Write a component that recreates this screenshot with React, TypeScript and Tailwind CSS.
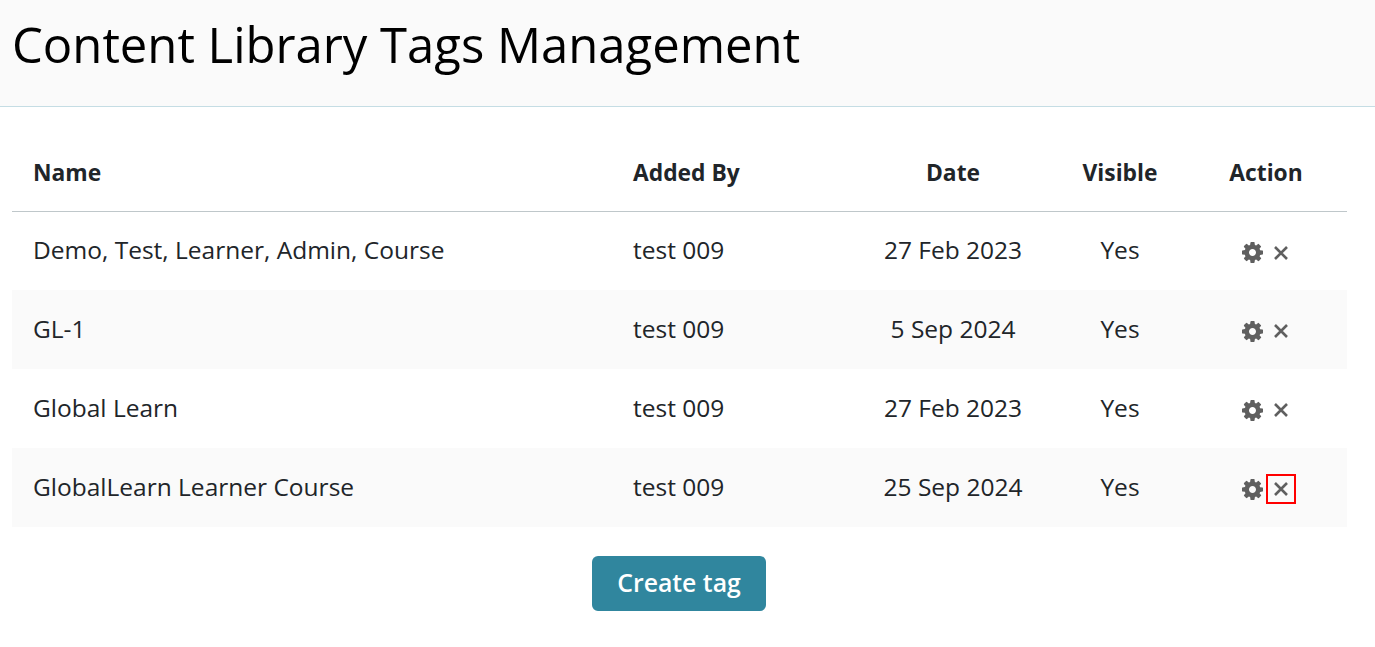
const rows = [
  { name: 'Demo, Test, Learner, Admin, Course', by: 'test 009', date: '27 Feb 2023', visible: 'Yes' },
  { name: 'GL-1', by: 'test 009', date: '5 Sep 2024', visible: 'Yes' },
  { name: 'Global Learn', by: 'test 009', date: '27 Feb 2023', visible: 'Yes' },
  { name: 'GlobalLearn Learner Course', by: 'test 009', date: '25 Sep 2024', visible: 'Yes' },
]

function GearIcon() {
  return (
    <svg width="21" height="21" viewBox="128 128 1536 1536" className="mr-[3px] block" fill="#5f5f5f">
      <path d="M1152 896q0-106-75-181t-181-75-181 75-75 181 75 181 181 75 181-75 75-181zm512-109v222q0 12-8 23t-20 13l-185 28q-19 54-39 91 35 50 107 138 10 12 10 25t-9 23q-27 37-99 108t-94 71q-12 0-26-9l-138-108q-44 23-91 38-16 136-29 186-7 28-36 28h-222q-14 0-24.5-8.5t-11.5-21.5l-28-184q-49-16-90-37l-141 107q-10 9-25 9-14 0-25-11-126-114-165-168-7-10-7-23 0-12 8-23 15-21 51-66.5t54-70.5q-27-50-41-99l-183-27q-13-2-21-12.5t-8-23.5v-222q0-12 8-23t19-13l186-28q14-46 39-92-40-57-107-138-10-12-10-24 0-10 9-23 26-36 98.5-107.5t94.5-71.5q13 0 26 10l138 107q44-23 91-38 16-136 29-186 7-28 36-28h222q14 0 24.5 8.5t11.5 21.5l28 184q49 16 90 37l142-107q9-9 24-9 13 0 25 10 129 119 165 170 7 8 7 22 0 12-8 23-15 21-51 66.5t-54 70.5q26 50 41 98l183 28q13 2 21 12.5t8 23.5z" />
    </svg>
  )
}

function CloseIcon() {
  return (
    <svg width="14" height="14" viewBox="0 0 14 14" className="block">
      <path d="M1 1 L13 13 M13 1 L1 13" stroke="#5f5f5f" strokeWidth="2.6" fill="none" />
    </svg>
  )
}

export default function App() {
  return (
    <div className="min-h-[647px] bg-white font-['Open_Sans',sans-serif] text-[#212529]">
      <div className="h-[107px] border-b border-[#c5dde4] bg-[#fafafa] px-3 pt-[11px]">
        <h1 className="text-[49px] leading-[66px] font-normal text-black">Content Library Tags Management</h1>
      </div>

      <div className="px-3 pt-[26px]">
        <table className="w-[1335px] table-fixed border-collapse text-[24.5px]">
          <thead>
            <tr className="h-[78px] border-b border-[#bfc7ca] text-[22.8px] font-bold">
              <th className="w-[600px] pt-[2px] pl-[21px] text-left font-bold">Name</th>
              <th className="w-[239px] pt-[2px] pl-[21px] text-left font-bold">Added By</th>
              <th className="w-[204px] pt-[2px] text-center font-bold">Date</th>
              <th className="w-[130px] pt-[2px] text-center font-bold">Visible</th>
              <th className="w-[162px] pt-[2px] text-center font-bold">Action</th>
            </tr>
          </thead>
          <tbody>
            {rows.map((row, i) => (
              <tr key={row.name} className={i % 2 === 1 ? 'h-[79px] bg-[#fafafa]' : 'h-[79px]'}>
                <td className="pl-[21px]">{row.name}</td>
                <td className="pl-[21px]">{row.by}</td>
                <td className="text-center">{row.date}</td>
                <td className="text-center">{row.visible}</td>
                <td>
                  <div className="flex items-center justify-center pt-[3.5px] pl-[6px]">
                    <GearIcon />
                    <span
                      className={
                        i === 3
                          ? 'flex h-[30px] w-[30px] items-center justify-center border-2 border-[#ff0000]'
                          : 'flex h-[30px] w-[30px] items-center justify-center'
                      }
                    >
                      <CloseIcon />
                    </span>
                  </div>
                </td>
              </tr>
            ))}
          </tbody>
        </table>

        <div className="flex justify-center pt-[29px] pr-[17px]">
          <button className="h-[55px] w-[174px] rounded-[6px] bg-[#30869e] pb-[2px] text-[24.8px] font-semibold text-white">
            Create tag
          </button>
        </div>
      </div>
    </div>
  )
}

· · · ·

» What is being asked
Leaving out the pictures, repeat the data above exactly.

» Correct output
Write a component that recreates this screenshot with React, TypeScript and Tailwind CSS.
const rows = [
  { name: 'Demo, Test, Learner, Admin, Course', by: 'test 009', date: '27 Feb 2023', visible: 'Yes' },
  { name: 'GL-1', by: 'test 009', date: '5 Sep 2024', visible: 'Yes' },
  { name: 'Global Learn', by: 'test 009', date: '27 Feb 2023', visible: 'Yes' },
  { name: 'GlobalLearn Learner Course', by: 'test 009', date: '25 Sep 2024', visible: 'Yes' },
]

function GearIcon() {
  return (
    <svg width="21" height="21" viewBox="128 128 1536 1536" className="mr-[3px] block" fill="#5f5f5f">
      <path d="M1152 896q0-106-75-181t-181-75-181 75-75 181 75 181 181 75 181-75 75-181zm512-109v222q0 12-8 23t-20 13l-185 28q-19 54-39 91 35 50 107 138 10 12 10 25t-9 23q-27 37-99 108t-94 71q-12 0-26-9l-138-108q-44 23-91 38-16 136-29 186-7 28-36 28h-222q-14 0-24.5-8.5t-11.5-21.5l-28-184q-49-16-90-37l-141 107q-10 9-25 9-14 0-25-11-126-114-165-168-7-10-7-23 0-12 8-23 15-21 51-66.5t54-70.5q-27-50-41-99l-183-27q-13-2-21-12.5t-8-23.5v-222q0-12 8-23t19-13l186-28q14-46 39-92-40-57-107-138-10-12-10-24 0-10 9-23 26-36 98.5-107.5t94.5-71.5q13 0 26 10l138 107q44-23 91-38 16-136 29-186 7-28 36-28h222q14 0 24.5 8.5t11.5 21.5l28 184q49 16 90 37l142-107q9-9 24-9 13 0 25 10 129 119 165 170 7 8 7 22 0 12-8 23-15 21-51 66.5t-54 70.5q26 50 41 98l183 28q13 2 21 12.5t8 23.5z" />
    </svg>
  )
}

function CloseIcon() {
  return (
    <svg width="14" height="14" viewBox="0 0 14 14" className="block">
      <path d="M1 1 L13 13 M13 1 L1 13" stroke="#5f5f5f" strokeWidth="2.6" fill="none" />
    </svg>
  )
}

export default function App() {
  return (
    <div className="min-h-[647px] bg-white font-['Open_Sans',sans-serif] text-[#212529]">
      <div className="h-[107px] border-b border-[#c5dde4] bg-[#fafafa] px-3 pt-[11px]">
        <h1 className="text-[49px] leading-[66px] font-normal text-black">Content Library Tags Management</h1>
      </div>

      <div className="px-3 pt-[26px]">
        <table className="w-[1335px] table-fixed border-collapse text-[24.5px]">
          <thead>
            <tr className="h-[78px] border-b border-[#bfc7ca] text-[22.8px] font-bold">
              <th className="w-[600px] pt-[2px] pl-[21px] text-left font-bold">Name</th>
              <th className="w-[239px] pt-[2px] pl-[21px] text-left font-bold">Added By</th>
              <th className="w-[204px] pt-[2px] text-center font-bold">Date</th>
              <th className="w-[130px] pt-[2px] text-center font-bold">Visible</th>
              <th className="w-[162px] pt-[2px] text-center font-bold">Action</th>
            </tr>
          </thead>
          <tbody>
            {rows.map((row, i) => (
              <tr key={row.name} className={i % 2 === 1 ? 'h-[79px] bg-[#fafafa]' : 'h-[79px]'}>
                <td className="pl-[21px]">{row.name}</td>
                <td className="pl-[21px]">{row.by}</td>
                <td className="text-center">{row.date}</td>
                <td className="text-center">{row.visible}</td>
                <td>
                  <div className="flex items-center justify-center pt-[3.5px] pl-[6px]">
                    <GearIcon />
                    <span
                      className={
                        i === 3
                          ? 'flex h-[30px] w-[30px] items-center justify-center border-2 border-[#ff0000]'
                          : 'flex h-[30px] w-[30px] items-center justify-center'
                      }
                    >
                      <CloseIcon />
                    </span>
                  </div>
                </td>
              </tr>
            ))}
          </tbody>
        </table>

        <div className="flex justify-center pt-[29px] pr-[17px]">
          <button className="h-[55px] w-[174px] rounded-[6px] bg-[#30869e] pb-[2px] text-[24.8px] font-semibold text-white">
            Create tag
          </button>
        </div>
      </div>
    </div>
  )
}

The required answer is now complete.